Written exercise:
Quote every line of the data below as it stands, omitting pictures.

Available data:
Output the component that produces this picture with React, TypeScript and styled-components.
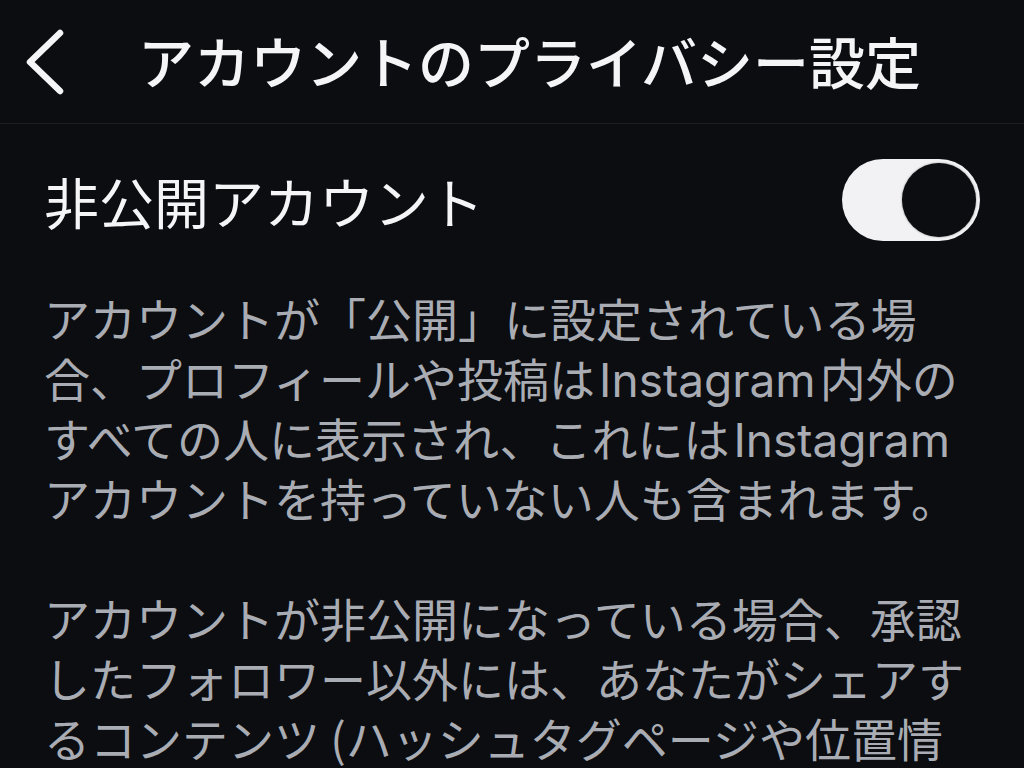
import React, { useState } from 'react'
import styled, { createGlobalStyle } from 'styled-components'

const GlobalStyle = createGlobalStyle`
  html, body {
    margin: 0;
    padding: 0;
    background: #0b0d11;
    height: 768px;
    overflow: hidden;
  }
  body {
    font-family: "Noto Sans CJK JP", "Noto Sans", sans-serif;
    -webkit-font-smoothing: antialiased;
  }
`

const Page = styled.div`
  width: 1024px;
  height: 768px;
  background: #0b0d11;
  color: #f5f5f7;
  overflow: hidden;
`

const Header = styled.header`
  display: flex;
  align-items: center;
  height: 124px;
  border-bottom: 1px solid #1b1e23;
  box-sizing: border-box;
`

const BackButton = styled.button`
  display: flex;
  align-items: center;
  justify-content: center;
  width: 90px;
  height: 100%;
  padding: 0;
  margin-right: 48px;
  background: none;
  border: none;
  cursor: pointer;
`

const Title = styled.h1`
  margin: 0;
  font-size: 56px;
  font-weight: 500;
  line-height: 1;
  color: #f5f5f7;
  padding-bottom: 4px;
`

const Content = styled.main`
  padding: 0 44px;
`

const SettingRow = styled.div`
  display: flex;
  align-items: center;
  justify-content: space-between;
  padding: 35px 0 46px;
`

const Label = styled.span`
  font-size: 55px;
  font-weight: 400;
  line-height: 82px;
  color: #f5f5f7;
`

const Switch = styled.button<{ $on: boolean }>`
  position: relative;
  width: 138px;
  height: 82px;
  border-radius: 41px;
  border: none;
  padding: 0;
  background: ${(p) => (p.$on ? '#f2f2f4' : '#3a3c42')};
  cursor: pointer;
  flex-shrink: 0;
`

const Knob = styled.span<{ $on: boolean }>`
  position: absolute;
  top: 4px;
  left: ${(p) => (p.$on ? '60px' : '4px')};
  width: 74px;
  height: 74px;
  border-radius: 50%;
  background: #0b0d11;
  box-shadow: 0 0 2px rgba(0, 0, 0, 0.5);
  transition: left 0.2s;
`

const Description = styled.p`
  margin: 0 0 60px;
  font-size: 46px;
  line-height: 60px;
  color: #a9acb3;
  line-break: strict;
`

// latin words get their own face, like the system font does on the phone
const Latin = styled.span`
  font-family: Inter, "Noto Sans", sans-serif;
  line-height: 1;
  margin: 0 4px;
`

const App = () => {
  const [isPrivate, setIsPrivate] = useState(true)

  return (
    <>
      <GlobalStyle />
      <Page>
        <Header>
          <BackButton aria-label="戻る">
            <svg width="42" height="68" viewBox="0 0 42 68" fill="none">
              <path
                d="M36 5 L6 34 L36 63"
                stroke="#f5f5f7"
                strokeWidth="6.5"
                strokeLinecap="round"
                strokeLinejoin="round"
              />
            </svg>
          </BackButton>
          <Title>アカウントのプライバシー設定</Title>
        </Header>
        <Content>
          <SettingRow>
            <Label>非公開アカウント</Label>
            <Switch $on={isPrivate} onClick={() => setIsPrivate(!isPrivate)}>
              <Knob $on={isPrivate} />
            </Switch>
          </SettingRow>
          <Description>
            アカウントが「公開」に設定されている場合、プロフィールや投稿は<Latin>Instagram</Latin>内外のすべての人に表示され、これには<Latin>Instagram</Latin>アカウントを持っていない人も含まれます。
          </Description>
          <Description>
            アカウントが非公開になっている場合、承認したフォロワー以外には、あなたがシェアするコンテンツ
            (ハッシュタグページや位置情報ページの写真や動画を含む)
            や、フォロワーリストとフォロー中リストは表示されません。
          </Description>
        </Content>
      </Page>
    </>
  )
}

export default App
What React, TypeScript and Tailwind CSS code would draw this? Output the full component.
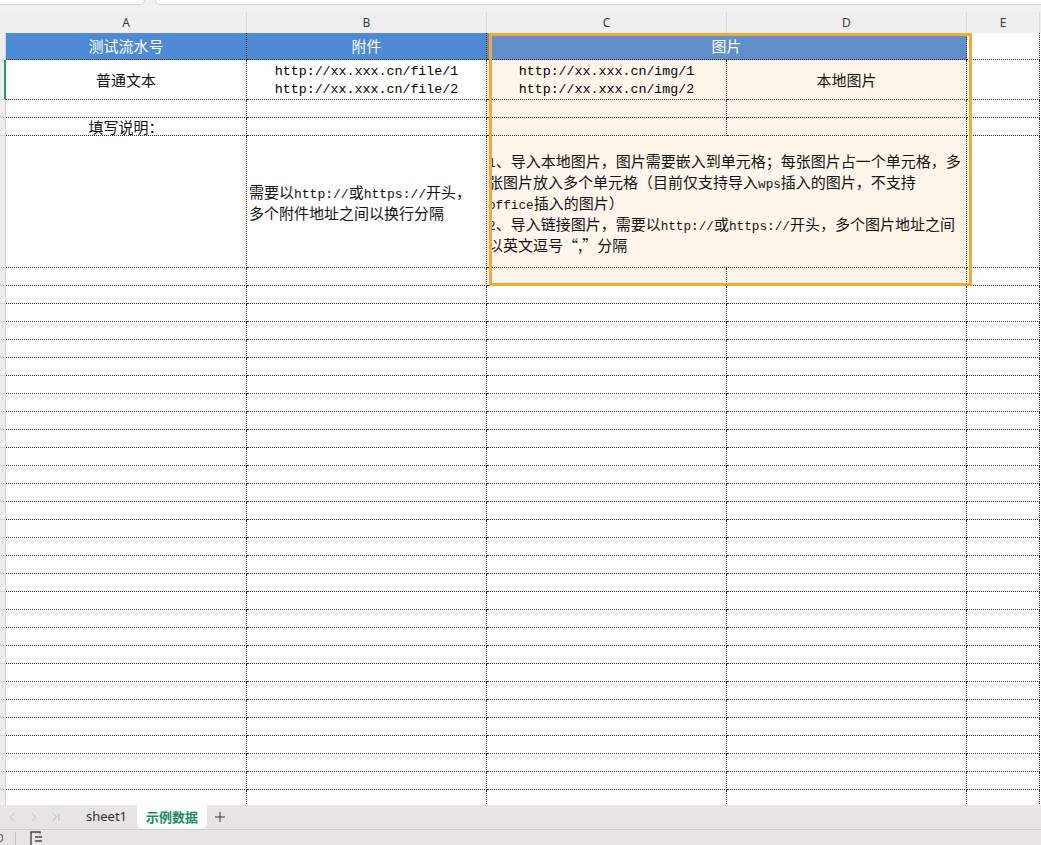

Solution to the problem:
Output the component that produces this picture with React, TypeScript and styled-components.
import React, { useState } from 'react'
import styled, { createGlobalStyle } from 'styled-components'

const GlobalStyle = createGlobalStyle`
  html, body {
    margin: 0;
    padding: 0;
    background: #0b0d11;
    height: 768px;
    overflow: hidden;
  }
  body {
    font-family: "Noto Sans CJK JP", "Noto Sans", sans-serif;
    -webkit-font-smoothing: antialiased;
  }
`

const Page = styled.div`
  width: 1024px;
  height: 768px;
  background: #0b0d11;
  color: #f5f5f7;
  overflow: hidden;
`

const Header = styled.header`
  display: flex;
  align-items: center;
  height: 124px;
  border-bottom: 1px solid #1b1e23;
  box-sizing: border-box;
`

const BackButton = styled.button`
  display: flex;
  align-items: center;
  justify-content: center;
  width: 90px;
  height: 100%;
  padding: 0;
  margin-right: 48px;
  background: none;
  border: none;
  cursor: pointer;
`

const Title = styled.h1`
  margin: 0;
  font-size: 56px;
  font-weight: 500;
  line-height: 1;
  color: #f5f5f7;
  padding-bottom: 4px;
`

const Content = styled.main`
  padding: 0 44px;
`

const SettingRow = styled.div`
  display: flex;
  align-items: center;
  justify-content: space-between;
  padding: 35px 0 46px;
`

const Label = styled.span`
  font-size: 55px;
  font-weight: 400;
  line-height: 82px;
  color: #f5f5f7;
`

const Switch = styled.button<{ $on: boolean }>`
  position: relative;
  width: 138px;
  height: 82px;
  border-radius: 41px;
  border: none;
  padding: 0;
  background: ${(p) => (p.$on ? '#f2f2f4' : '#3a3c42')};
  cursor: pointer;
  flex-shrink: 0;
`

const Knob = styled.span<{ $on: boolean }>`
  position: absolute;
  top: 4px;
  left: ${(p) => (p.$on ? '60px' : '4px')};
  width: 74px;
  height: 74px;
  border-radius: 50%;
  background: #0b0d11;
  box-shadow: 0 0 2px rgba(0, 0, 0, 0.5);
  transition: left 0.2s;
`

const Description = styled.p`
  margin: 0 0 60px;
  font-size: 46px;
  line-height: 60px;
  color: #a9acb3;
  line-break: strict;
`

// latin words get their own face, like the system font does on the phone
const Latin = styled.span`
  font-family: Inter, "Noto Sans", sans-serif;
  line-height: 1;
  margin: 0 4px;
`

const App = () => {
  const [isPrivate, setIsPrivate] = useState(true)

  return (
    <>
      <GlobalStyle />
      <Page>
        <Header>
          <BackButton aria-label="戻る">
            <svg width="42" height="68" viewBox="0 0 42 68" fill="none">
              <path
                d="M36 5 L6 34 L36 63"
                stroke="#f5f5f7"
                strokeWidth="6.5"
                strokeLinecap="round"
                strokeLinejoin="round"
              />
            </svg>
          </BackButton>
          <Title>アカウントのプライバシー設定</Title>
        </Header>
        <Content>
          <SettingRow>
            <Label>非公開アカウント</Label>
            <Switch $on={isPrivate} onClick={() => setIsPrivate(!isPrivate)}>
              <Knob $on={isPrivate} />
            </Switch>
          </SettingRow>
          <Description>
            アカウントが「公開」に設定されている場合、プロフィールや投稿は<Latin>Instagram</Latin>内外のすべての人に表示され、これには<Latin>Instagram</Latin>アカウントを持っていない人も含まれます。
          </Description>
          <Description>
            アカウントが非公開になっている場合、承認したフォロワー以外には、あなたがシェアするコンテンツ
            (ハッシュタグページや位置情報ページの写真や動画を含む)
            や、フォロワーリストとフォロー中リストは表示されません。
          </Description>
        </Content>
      </Page>
    </>
  )
}

export default App
What React, TypeScript and Tailwind CSS code would draw this? Output the full component.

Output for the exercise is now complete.